▶ **Stated task**
Find the lines holding "TypeScript" and copy them.

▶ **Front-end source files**
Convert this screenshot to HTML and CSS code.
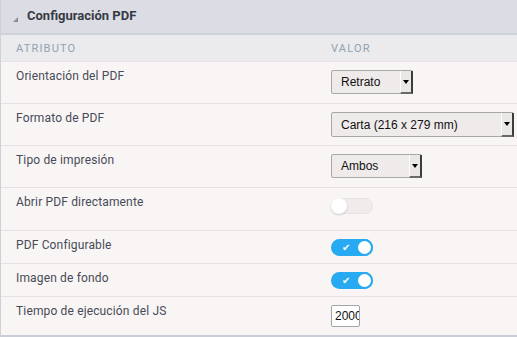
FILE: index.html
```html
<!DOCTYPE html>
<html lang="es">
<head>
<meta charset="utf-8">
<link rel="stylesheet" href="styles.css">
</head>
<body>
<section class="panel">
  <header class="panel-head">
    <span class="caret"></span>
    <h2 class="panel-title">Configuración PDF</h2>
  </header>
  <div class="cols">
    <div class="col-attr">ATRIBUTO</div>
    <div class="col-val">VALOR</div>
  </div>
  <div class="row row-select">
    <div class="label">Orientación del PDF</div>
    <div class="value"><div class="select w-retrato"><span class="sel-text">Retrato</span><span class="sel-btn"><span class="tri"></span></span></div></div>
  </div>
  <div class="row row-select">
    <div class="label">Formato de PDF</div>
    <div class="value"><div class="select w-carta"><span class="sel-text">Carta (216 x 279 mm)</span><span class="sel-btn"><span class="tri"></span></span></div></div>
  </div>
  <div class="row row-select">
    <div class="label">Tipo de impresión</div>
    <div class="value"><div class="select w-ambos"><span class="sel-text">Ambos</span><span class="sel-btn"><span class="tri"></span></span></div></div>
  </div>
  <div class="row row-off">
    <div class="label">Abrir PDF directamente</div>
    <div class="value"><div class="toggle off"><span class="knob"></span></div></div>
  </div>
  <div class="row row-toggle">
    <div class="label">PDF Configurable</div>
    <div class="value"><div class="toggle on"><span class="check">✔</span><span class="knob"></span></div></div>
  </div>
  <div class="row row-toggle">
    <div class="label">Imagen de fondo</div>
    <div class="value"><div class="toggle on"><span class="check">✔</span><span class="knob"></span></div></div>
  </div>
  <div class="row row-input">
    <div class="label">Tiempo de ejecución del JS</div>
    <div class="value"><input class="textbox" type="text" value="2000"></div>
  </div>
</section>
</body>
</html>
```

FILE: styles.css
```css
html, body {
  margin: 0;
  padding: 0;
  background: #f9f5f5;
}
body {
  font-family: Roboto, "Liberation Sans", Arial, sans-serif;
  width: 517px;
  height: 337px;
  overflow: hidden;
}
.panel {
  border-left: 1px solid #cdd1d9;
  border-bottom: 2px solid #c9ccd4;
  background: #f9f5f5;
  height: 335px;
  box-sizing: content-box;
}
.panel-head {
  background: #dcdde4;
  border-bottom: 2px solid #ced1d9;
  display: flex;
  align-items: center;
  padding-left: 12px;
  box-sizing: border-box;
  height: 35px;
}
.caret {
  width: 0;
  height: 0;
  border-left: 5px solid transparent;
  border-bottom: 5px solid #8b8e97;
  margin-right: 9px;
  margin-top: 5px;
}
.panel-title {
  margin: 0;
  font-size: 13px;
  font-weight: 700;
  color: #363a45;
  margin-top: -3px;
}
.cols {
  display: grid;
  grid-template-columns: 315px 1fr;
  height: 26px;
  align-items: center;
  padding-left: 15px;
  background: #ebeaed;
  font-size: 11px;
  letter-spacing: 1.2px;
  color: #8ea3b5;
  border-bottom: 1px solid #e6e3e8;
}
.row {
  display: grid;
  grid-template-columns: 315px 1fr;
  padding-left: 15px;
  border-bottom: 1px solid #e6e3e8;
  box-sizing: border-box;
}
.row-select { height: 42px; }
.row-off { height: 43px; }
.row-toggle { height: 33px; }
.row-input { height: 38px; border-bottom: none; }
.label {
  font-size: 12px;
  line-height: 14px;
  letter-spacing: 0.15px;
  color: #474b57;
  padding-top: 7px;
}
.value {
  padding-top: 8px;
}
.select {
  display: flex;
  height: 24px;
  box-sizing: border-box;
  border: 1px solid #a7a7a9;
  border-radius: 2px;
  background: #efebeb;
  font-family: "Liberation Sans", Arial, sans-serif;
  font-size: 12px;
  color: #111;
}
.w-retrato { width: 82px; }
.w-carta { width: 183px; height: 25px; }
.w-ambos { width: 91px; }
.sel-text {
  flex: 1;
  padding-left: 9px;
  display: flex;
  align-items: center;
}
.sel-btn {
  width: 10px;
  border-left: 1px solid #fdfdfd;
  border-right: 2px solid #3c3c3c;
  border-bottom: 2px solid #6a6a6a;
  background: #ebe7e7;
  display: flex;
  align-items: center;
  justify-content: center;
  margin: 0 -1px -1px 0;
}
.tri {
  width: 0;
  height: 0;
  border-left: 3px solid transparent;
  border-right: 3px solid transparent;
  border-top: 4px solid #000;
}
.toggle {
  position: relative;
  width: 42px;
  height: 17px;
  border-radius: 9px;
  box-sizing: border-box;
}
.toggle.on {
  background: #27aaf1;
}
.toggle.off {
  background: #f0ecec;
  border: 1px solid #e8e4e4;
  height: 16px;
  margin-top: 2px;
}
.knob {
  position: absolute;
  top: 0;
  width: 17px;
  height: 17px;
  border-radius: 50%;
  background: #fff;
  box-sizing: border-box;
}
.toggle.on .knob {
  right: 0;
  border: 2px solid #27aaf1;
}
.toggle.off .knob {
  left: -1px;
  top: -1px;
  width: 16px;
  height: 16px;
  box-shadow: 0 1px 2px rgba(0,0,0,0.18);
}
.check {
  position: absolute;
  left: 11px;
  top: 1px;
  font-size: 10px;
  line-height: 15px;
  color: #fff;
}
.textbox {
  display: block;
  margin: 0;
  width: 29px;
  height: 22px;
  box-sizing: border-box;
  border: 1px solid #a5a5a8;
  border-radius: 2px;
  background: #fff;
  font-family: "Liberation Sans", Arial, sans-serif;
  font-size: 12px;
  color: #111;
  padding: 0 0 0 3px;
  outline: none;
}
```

--

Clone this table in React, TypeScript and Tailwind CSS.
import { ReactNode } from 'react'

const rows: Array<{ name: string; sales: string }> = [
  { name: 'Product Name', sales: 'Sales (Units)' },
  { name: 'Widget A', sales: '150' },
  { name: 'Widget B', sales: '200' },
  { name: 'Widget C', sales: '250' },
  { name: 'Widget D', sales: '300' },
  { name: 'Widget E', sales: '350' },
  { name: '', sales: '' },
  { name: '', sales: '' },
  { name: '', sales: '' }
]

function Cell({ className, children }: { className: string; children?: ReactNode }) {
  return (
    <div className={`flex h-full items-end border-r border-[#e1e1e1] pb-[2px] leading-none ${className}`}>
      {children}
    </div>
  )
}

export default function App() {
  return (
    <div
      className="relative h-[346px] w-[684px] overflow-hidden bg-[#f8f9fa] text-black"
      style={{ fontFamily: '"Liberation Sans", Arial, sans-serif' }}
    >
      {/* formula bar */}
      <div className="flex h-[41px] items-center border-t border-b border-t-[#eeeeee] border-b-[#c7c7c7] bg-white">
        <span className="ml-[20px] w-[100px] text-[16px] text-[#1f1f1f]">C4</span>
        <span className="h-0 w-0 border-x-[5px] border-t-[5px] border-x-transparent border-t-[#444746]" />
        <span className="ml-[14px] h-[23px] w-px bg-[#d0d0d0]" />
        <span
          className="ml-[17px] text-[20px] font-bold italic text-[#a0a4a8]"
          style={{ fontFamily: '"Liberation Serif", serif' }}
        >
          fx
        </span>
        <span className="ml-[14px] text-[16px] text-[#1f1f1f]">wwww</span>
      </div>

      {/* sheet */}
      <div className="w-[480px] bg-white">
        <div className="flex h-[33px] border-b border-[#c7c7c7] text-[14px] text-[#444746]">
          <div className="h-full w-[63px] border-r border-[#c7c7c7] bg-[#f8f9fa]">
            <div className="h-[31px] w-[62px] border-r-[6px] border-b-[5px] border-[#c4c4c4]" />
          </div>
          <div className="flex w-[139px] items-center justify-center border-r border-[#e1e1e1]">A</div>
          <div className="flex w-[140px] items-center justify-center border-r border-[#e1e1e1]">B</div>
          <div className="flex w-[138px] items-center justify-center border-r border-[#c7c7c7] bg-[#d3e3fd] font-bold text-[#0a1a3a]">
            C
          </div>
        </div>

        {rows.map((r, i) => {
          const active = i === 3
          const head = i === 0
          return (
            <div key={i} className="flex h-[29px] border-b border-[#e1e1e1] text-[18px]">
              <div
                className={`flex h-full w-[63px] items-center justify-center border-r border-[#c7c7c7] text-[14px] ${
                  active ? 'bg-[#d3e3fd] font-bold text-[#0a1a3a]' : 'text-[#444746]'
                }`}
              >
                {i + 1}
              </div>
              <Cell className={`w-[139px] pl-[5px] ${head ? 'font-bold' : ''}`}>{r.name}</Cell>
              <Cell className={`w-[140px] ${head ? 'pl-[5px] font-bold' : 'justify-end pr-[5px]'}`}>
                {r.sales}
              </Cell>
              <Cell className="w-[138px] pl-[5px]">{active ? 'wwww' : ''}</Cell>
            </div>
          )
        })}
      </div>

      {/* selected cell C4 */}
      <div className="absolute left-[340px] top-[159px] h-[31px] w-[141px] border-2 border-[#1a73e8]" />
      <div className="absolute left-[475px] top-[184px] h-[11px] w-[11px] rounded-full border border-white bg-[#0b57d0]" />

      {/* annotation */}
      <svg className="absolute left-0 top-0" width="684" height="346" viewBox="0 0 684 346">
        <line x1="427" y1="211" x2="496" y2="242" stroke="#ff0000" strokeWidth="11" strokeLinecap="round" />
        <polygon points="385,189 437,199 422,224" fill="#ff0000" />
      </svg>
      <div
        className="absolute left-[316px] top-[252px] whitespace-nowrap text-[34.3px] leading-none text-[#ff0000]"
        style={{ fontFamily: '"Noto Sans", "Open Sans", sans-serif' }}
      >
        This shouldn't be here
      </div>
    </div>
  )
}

--

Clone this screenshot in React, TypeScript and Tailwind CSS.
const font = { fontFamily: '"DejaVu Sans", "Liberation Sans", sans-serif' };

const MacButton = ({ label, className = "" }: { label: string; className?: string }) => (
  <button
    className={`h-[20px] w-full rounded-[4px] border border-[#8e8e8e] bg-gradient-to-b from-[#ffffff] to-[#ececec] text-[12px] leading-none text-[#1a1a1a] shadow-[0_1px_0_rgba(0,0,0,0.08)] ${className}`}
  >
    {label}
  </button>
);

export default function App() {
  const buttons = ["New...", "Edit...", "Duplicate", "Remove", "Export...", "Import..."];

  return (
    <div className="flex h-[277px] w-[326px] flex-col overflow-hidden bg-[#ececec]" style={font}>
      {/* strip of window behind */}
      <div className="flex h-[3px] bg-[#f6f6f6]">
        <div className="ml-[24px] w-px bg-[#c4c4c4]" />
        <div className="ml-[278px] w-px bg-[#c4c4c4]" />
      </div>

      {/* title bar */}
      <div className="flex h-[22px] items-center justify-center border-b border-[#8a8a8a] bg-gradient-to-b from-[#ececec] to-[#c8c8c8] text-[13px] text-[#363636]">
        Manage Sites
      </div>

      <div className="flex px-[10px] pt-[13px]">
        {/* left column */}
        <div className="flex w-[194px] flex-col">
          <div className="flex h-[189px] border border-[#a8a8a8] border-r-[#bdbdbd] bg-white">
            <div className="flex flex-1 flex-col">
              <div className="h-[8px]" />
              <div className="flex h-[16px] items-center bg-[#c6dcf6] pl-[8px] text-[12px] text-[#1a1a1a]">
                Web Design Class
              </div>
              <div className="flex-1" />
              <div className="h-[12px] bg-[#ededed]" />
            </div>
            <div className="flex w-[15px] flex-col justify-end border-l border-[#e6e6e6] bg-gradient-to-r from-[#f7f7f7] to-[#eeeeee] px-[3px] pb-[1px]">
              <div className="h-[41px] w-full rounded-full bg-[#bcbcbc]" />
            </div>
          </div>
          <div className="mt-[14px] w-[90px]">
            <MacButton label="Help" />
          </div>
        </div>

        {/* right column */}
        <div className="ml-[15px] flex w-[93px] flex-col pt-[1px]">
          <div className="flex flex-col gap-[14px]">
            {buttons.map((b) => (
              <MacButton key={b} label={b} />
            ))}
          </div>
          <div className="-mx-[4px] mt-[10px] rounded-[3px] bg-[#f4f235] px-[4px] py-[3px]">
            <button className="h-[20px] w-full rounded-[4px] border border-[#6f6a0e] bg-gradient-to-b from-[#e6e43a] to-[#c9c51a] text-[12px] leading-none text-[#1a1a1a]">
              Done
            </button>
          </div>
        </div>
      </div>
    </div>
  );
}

▶ **Solution to this problem**
Clone this table in React, TypeScript and Tailwind CSS.
Clone this screenshot in React, TypeScript and Tailwind CSS.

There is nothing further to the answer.